→ **TASK TO COMPLETE**
Transcribe the lines below verbatim, skipping the images.

→ **RECORDS**

──────────────────────────────

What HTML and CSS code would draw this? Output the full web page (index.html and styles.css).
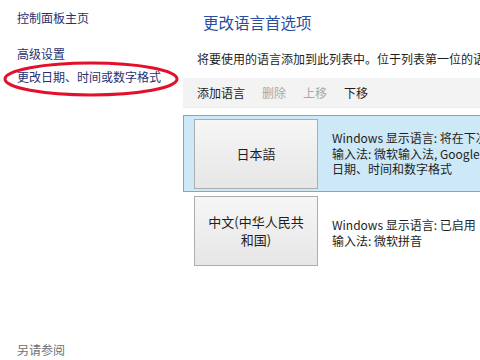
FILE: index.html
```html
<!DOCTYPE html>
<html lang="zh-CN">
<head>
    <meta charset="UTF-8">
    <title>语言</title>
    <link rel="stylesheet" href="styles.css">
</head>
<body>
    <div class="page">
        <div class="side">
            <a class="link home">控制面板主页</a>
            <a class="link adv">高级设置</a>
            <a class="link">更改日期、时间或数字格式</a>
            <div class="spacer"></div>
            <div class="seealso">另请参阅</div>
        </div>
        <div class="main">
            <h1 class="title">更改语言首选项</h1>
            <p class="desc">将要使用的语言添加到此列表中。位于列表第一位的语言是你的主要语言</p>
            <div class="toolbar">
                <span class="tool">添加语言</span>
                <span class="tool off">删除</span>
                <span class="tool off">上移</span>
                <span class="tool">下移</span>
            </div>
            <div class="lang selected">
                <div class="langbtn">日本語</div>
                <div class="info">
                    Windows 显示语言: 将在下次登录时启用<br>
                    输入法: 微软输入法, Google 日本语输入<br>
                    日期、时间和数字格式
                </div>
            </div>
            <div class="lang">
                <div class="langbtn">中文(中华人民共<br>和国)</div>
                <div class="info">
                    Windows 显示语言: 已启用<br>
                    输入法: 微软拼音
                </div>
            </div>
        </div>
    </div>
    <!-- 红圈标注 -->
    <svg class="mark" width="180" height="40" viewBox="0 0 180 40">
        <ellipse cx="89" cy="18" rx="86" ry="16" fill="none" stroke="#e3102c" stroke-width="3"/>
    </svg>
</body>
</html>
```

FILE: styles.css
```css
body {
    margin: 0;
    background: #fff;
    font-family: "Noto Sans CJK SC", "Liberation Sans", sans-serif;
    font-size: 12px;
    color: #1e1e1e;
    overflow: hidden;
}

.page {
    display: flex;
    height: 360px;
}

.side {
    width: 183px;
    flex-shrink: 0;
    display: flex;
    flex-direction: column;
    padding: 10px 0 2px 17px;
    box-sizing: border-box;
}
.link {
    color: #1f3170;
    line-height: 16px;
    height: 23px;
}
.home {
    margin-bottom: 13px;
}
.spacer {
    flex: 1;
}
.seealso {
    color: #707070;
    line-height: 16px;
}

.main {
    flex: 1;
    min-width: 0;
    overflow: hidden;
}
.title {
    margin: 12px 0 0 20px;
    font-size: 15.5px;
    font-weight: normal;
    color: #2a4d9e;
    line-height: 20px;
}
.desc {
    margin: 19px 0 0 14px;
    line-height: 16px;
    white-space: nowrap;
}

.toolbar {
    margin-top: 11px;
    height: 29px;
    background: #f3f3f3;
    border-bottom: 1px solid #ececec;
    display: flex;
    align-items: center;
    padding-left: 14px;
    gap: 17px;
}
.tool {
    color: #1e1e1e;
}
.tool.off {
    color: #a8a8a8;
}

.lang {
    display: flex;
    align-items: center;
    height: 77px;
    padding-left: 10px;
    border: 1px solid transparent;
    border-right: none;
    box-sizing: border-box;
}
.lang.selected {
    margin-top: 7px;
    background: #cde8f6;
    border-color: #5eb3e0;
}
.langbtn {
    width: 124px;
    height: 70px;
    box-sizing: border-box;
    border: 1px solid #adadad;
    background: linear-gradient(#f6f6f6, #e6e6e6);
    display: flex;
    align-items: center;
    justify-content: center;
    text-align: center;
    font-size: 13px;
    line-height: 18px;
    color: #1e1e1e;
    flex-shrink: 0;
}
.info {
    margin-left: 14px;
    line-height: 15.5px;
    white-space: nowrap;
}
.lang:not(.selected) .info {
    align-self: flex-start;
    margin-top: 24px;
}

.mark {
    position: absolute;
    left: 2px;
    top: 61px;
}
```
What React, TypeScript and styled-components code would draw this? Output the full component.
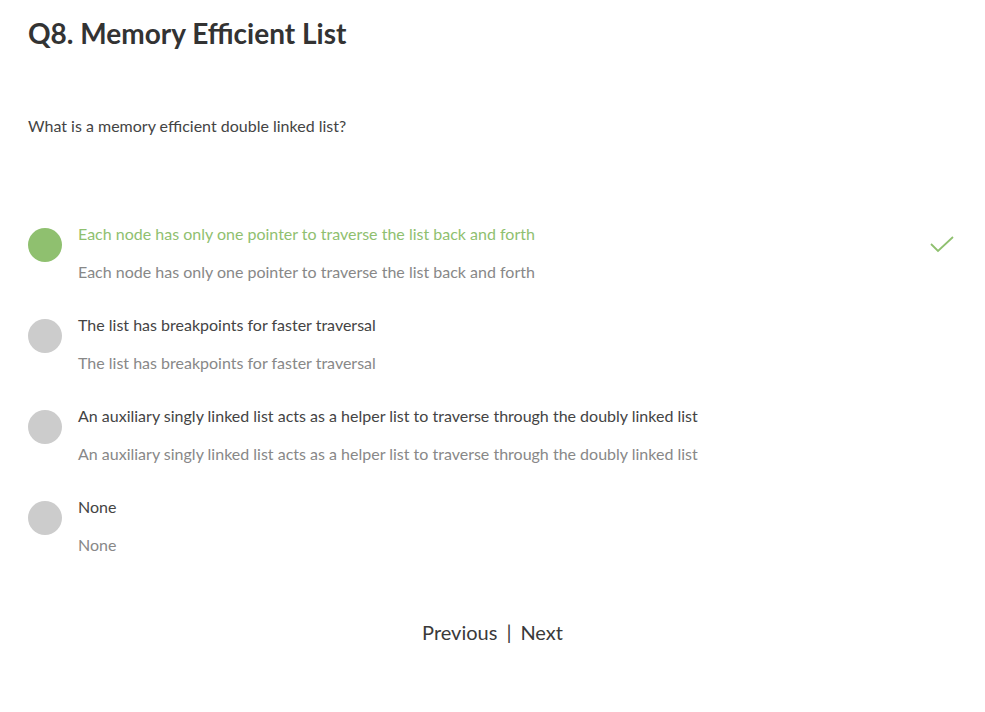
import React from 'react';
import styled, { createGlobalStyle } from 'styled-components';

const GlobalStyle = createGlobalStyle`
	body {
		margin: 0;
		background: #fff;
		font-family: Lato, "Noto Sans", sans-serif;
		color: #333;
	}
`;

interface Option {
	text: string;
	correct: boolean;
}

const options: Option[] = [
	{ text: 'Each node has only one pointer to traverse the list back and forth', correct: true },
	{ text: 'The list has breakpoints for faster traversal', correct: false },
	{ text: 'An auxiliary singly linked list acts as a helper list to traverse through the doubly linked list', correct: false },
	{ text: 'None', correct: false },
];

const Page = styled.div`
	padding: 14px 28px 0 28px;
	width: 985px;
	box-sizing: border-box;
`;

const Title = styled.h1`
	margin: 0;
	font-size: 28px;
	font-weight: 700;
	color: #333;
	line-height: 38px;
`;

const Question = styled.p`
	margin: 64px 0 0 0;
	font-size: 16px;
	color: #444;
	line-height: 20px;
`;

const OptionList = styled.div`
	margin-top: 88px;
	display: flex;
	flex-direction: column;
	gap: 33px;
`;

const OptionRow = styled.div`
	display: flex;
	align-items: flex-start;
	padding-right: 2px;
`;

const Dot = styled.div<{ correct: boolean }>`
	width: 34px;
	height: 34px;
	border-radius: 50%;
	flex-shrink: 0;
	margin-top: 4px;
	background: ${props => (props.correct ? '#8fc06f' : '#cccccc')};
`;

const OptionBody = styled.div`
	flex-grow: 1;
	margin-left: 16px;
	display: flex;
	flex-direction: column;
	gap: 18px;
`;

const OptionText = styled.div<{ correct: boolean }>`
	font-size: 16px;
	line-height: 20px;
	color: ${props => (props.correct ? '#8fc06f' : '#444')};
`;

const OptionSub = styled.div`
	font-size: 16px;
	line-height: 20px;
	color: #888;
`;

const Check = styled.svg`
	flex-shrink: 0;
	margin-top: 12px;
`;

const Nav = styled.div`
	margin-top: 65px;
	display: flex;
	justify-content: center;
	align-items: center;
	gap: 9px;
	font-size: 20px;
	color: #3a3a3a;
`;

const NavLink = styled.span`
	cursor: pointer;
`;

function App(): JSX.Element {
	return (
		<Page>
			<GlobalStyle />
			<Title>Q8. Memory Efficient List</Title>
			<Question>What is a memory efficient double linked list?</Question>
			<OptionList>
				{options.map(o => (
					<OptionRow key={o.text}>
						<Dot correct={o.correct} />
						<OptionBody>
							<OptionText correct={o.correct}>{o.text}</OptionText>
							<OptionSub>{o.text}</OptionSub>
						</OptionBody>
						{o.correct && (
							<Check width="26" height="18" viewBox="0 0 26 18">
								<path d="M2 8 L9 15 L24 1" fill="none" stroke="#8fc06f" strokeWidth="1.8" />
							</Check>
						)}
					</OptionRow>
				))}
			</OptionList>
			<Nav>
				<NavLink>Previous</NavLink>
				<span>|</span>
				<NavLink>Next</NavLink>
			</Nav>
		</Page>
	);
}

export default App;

──────────────────────────────

→ **TASK RESULT**
What HTML and CSS code would draw this? Output the full web page (index.html and styles.css).
FILE: index.html
```html
<!DOCTYPE html>
<html lang="zh-CN">
<head>
    <meta charset="UTF-8">
    <title>语言</title>
    <link rel="stylesheet" href="styles.css">
</head>
<body>
    <div class="page">
        <div class="side">
            <a class="link home">控制面板主页</a>
            <a class="link adv">高级设置</a>
            <a class="link">更改日期、时间或数字格式</a>
            <div class="spacer"></div>
            <div class="seealso">另请参阅</div>
        </div>
        <div class="main">
            <h1 class="title">更改语言首选项</h1>
            <p class="desc">将要使用的语言添加到此列表中。位于列表第一位的语言是你的主要语言</p>
            <div class="toolbar">
                <span class="tool">添加语言</span>
                <span class="tool off">删除</span>
                <span class="tool off">上移</span>
                <span class="tool">下移</span>
            </div>
            <div class="lang selected">
                <div class="langbtn">日本語</div>
                <div class="info">
                    Windows 显示语言: 将在下次登录时启用<br>
                    输入法: 微软输入法, Google 日本语输入<br>
                    日期、时间和数字格式
                </div>
            </div>
            <div class="lang">
                <div class="langbtn">中文(中华人民共<br>和国)</div>
                <div class="info">
                    Windows 显示语言: 已启用<br>
                    输入法: 微软拼音
                </div>
            </div>
        </div>
    </div>
    <!-- 红圈标注 -->
    <svg class="mark" width="180" height="40" viewBox="0 0 180 40">
        <ellipse cx="89" cy="18" rx="86" ry="16" fill="none" stroke="#e3102c" stroke-width="3"/>
    </svg>
</body>
</html>
```

FILE: styles.css
```css
body {
    margin: 0;
    background: #fff;
    font-family: "Noto Sans CJK SC", "Liberation Sans", sans-serif;
    font-size: 12px;
    color: #1e1e1e;
    overflow: hidden;
}

.page {
    display: flex;
    height: 360px;
}

.side {
    width: 183px;
    flex-shrink: 0;
    display: flex;
    flex-direction: column;
    padding: 10px 0 2px 17px;
    box-sizing: border-box;
}
.link {
    color: #1f3170;
    line-height: 16px;
    height: 23px;
}
.home {
    margin-bottom: 13px;
}
.spacer {
    flex: 1;
}
.seealso {
    color: #707070;
    line-height: 16px;
}

.main {
    flex: 1;
    min-width: 0;
    overflow: hidden;
}
.title {
    margin: 12px 0 0 20px;
    font-size: 15.5px;
    font-weight: normal;
    color: #2a4d9e;
    line-height: 20px;
}
.desc {
    margin: 19px 0 0 14px;
    line-height: 16px;
    white-space: nowrap;
}

.toolbar {
    margin-top: 11px;
    height: 29px;
    background: #f3f3f3;
    border-bottom: 1px solid #ececec;
    display: flex;
    align-items: center;
    padding-left: 14px;
    gap: 17px;
}
.tool {
    color: #1e1e1e;
}
.tool.off {
    color: #a8a8a8;
}

.lang {
    display: flex;
    align-items: center;
    height: 77px;
    padding-left: 10px;
    border: 1px solid transparent;
    border-right: none;
    box-sizing: border-box;
}
.lang.selected {
    margin-top: 7px;
    background: #cde8f6;
    border-color: #5eb3e0;
}
.langbtn {
    width: 124px;
    height: 70px;
    box-sizing: border-box;
    border: 1px solid #adadad;
    background: linear-gradient(#f6f6f6, #e6e6e6);
    display: flex;
    align-items: center;
    justify-content: center;
    text-align: center;
    font-size: 13px;
    line-height: 18px;
    color: #1e1e1e;
    flex-shrink: 0;
}
.info {
    margin-left: 14px;
    line-height: 15.5px;
    white-space: nowrap;
}
.lang:not(.selected) .info {
    align-self: flex-start;
    margin-top: 24px;
}

.mark {
    position: absolute;
    left: 2px;
    top: 61px;
}
```
What React, TypeScript and styled-components code would draw this? Output the full component.
import React from 'react';
import styled, { createGlobalStyle } from 'styled-components';

const GlobalStyle = createGlobalStyle`
	body {
		margin: 0;
		background: #fff;
		font-family: Lato, "Noto Sans", sans-serif;
		color: #333;
	}
`;

interface Option {
	text: string;
	correct: boolean;
}

const options: Option[] = [
	{ text: 'Each node has only one pointer to traverse the list back and forth', correct: true },
	{ text: 'The list has breakpoints for faster traversal', correct: false },
	{ text: 'An auxiliary singly linked list acts as a helper list to traverse through the doubly linked list', correct: false },
	{ text: 'None', correct: false },
];

const Page = styled.div`
	padding: 14px 28px 0 28px;
	width: 985px;
	box-sizing: border-box;
`;

const Title = styled.h1`
	margin: 0;
	font-size: 28px;
	font-weight: 700;
	color: #333;
	line-height: 38px;
`;

const Question = styled.p`
	margin: 64px 0 0 0;
	font-size: 16px;
	color: #444;
	line-height: 20px;
`;

const OptionList = styled.div`
	margin-top: 88px;
	display: flex;
	flex-direction: column;
	gap: 33px;
`;

const OptionRow = styled.div`
	display: flex;
	align-items: flex-start;
	padding-right: 2px;
`;

const Dot = styled.div<{ correct: boolean }>`
	width: 34px;
	height: 34px;
	border-radius: 50%;
	flex-shrink: 0;
	margin-top: 4px;
	background: ${props => (props.correct ? '#8fc06f' : '#cccccc')};
`;

const OptionBody = styled.div`
	flex-grow: 1;
	margin-left: 16px;
	display: flex;
	flex-direction: column;
	gap: 18px;
`;

const OptionText = styled.div<{ correct: boolean }>`
	font-size: 16px;
	line-height: 20px;
	color: ${props => (props.correct ? '#8fc06f' : '#444')};
`;

const OptionSub = styled.div`
	font-size: 16px;
	line-height: 20px;
	color: #888;
`;

const Check = styled.svg`
	flex-shrink: 0;
	margin-top: 12px;
`;

const Nav = styled.div`
	margin-top: 65px;
	display: flex;
	justify-content: center;
	align-items: center;
	gap: 9px;
	font-size: 20px;
	color: #3a3a3a;
`;

const NavLink = styled.span`
	cursor: pointer;
`;

function App(): JSX.Element {
	return (
		<Page>
			<GlobalStyle />
			<Title>Q8. Memory Efficient List</Title>
			<Question>What is a memory efficient double linked list?</Question>
			<OptionList>
				{options.map(o => (
					<OptionRow key={o.text}>
						<Dot correct={o.correct} />
						<OptionBody>
							<OptionText correct={o.correct}>{o.text}</OptionText>
							<OptionSub>{o.text}</OptionSub>
						</OptionBody>
						{o.correct && (
							<Check width="26" height="18" viewBox="0 0 26 18">
								<path d="M2 8 L9 15 L24 1" fill="none" stroke="#8fc06f" strokeWidth="1.8" />
							</Check>
						)}
					</OptionRow>
				))}
			</OptionList>
			<Nav>
				<NavLink>Previous</NavLink>
				<span>|</span>
				<NavLink>Next</NavLink>
			</Nav>
		</Page>
	);
}

export default App;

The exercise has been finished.